A respeito do anteprojeto da Declaração dos Direitos dos Povos Indígenas, o Canadá parece que foi o primeiro governo no Grupo de Trabalho do CHR a contemplar o projeto com discussões mais detalhadas sobre autodeterminação de povos indígenas, com uma declaração em 1996:




“ Nosso objetivo neste Grupo de Trabalho será desenvolver um entendimento comum, consistente com a evolução da lei internacional, sobre como este direito pode ser aplicado a coletividades indígenas, e qual o conteúdo desse direito”.

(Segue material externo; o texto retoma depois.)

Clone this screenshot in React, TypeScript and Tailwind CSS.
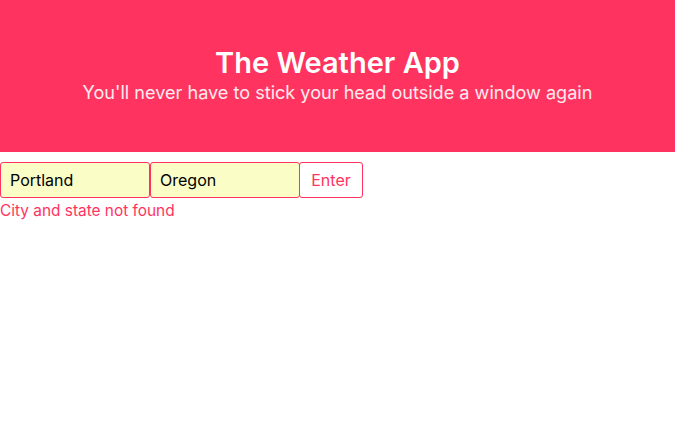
import React, { useState } from 'react';

export default function App() {
  const [city, setCity] = useState("Portland");
  const [state, setState] = useState("Oregon");

  return (
    <div className="min-h-screen bg-white font-['Inter',sans-serif]">
      {/* HEADER */}
      <header className="h-[152px] bg-[#ff335f] text-white flex flex-col items-center justify-center">
        <h1 className="text-[29px] font-semibold leading-[36px] mt-[-4px]">The Weather App</h1>
        <p className="text-[18.1px] leading-[22px] text-white/90">You'll never have to stick your head outside a window again</p>
      </header>

      {/* SEARCH FORM */}
      <form className="mt-[10px]" onSubmit={(e) => e.preventDefault()}>
        <div className="flex h-[36px]">
          <input
            value={city}
            onChange={(e) => setCity(e.target.value)}
            className="w-[150px] h-full bg-[#fafdc6] border border-[#ff335f] rounded-[3px] px-[9px] text-[16px] text-black outline-none"
          />
          <input
            value={state}
            onChange={(e) => setState(e.target.value)}
            className="w-[150px] h-full bg-[#fafdc6] border border-[#ff335f] rounded-[3px] px-[9px] text-[16px] text-black outline-none"
          />
          <button className="w-[64px] h-full bg-white border border-[#ff335f] rounded-[3px] text-[16px] text-[#ff335f] ml-[-1px]">
            Enter
          </button>
        </div>
        <p className="text-[15.4px] leading-[24px] text-[#ff335f] mt-[1px]">City and state not found</p>
      </form>
    </div>
  );
}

Os governos precisam considerar tanto a posição dos povos indígenas quanto as implicações mais amplas de longo prazo de seus empenhos na autodeterminação, nesse contexto. A autora acredita que se a Assembléia Geral da ONU tiver sucesso em adotar uma DECLARAÇÃO DOS DIREITOS DOS POVOS INDÍGENAS, é provável que se inclua uma cláusula sobre a autodeterminação na modalidade dos termos discutidos neste estudo. Isto será uma valiosa contribuição para a lei internacional. Mesmo que não se demonstre possível alcançar um acordo sobre o texto de uma declaração, pronunciamentos feitos no curso das negociações no grupo de trabalho, tais como já referido neste estudo, constituem evidência de significativa e atual OPINIUM JURI no assunto da autodeterminação.




POSTSCRIPT




Não houve formal discussão sobre o Artigo 3 do Anteprojeto da Declaração dos Direitos dos Povos Indígenas na sessão de novembro de 2000, no grupo de trabalho. Mais importante, entretanto, o Comitê dos Direitos Humanos da ONU externou seu entendimento sobre o caso APIRANA MAHUITA e OUTROS VERSUS NOVA ZELÂNDIA em novembro de 2000. Conforme citado acima, esta comunicação dizia respeito ao TRATADO NEOZELANDEZ DE WAITTANGI ( reclamações sobre pesca) SETTLEMENT ACT 1992. O Comitê, por não encontrar um espaço na Convenção, reiterou sua anterior jurisprudência de acordo com a qual as cláusulas do Artigo 1 da ICCPR, mesmo não sendo suficiente por si mesmas para fundamentar uma queixa, podem, de alguma maneira, ser relevantes na interpretação de outros direitos protegidos pela Convenção.